Complex interactions of blood flow and valves necessitate use of fluid-structure interaction models for haemodynamic assessment. FSI models are expensive, and, like all computational techniques, can encounter convergence problems especially in complex scenarios. This is problematic for ISTs, where large simulation cohorts are required to run quickly and automatically. Recent research demonstrates the feasibility of accelerating computational multiphysics via learning-based approaches. So-called physics-informed neural networks (PINNs) are particularly attractive as they guarantee predictions conform to physical laws, rather than proceeding from data observations only. They may also alleviate training data requirements by imposing strong regularisation. The project will build on our existing efforts to develop distinct structural- and flow-based PINN models.
The aim is to produce efficient and automated FSI simulation tools that will enable TAV haemodynamic performance to be predicted in simulation studies involving potentially thousands of virtual patients.

The CDT will address the continued need of the UK for highly trained graduates in Fluid Dynamics and deliver impact through the novel research conducted by CDT students. The impact and benefits will reach multiple stakeholders.

Impacts on Skills and People:

Key beneficiaries of the CDT will be the alumni of our current and future programme and the organisations who employ them. Through the technical and professional development training, and the CDT environment, our graduates will have expertise in fundamental theory, analytical and numerical approaches, experimental techniques and application, and in-depth technical knowledge in their PhD area. Moreover they will have leadership, communication, responsible innovation and team working skills, combined with experience of working with academic and industry partners in a diverse and cross-disciplinary environment. This breadth and depth sets our CDT graduates apart from their peers, and positions them to become future leaders in industry, society and academia across a range of sectors. They will obtain the underpinning skills, and long term support through our Alumni Association, to drive future innovation across multiple sectors and act as life-long ambassadors for Fluid Dynamics.

The impact on people and skills will also include staff in our partner organisations in industry and non-profit sectors. Through participation in CDT activities, benefits will include new professional contacts and collaborations and knowledge of cutting edge methods and techniques. Through the CDT and the wider activities of Leeds Institute for Fluid Dynamics (LIFD) we will enhance the skills base in Fluid Dynamics and be the "go to" place to support high level training in end-user organisations.

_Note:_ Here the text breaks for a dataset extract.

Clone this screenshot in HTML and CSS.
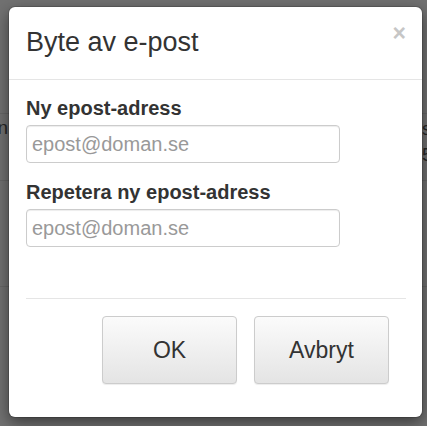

Impact on Industry and the Economy:

In addition to the availability of trained graduates with excellent technical, professional and personal skills, impacts will arise from the direct innovation in research projects within the CDT. Research outcomes will influence processes, technologies, tools, guidelines and methodologies for our industry partners and other related organisations, leading to economic benefits such as new products, services and spin out companies. For example our current CDT has already led to 2 new patents (BAE Systems), student delivery of consultancy (Akzo Nobel), a flood demonstrator unit (JBA Trust) and a new method for hydraulic analysis (Hydrotec). Partners will also gain an enhanced reputation through being involved in successful and novel project outcomes. Skilled graduates and technology enhancement are key to economic growth, and our CDT will contribute to challenge areas such as energy, transport, the environment, the health sector, as well as those with chronic skills shortage such as the nuclear industry. Many of our partners are non-profit organisations, particularly in the environment and health sectors (e.g. NHS, PHE, Met Office). Impacts here derive through skilled graduates with the training and awareness to apply their expertise in organisations that deal with complex problems of societal importance, and novel research at the interface of disciplines. The cross-disciplinary nature of the CDT particularly supports this.

Impact on Society:

Beyond those who partner directly, many of the research projects have potential to lead to innovations with direct societal benefits (e.g. new techniques for detecting or controlling disease, new innovations in controlling flood risk or pollution, new insights into forecasting extreme weather). Beneficiaries here include professional bodies and government agencies who set policy, define guidance or influence the direction of innovation and research in the UK. The benefits to society will also stem from enhanced public awareness of Fluid Dynamics, both benefiting general public knowledge of science and inspiring the next generation (from all sectors of society) to undertake STEM careers.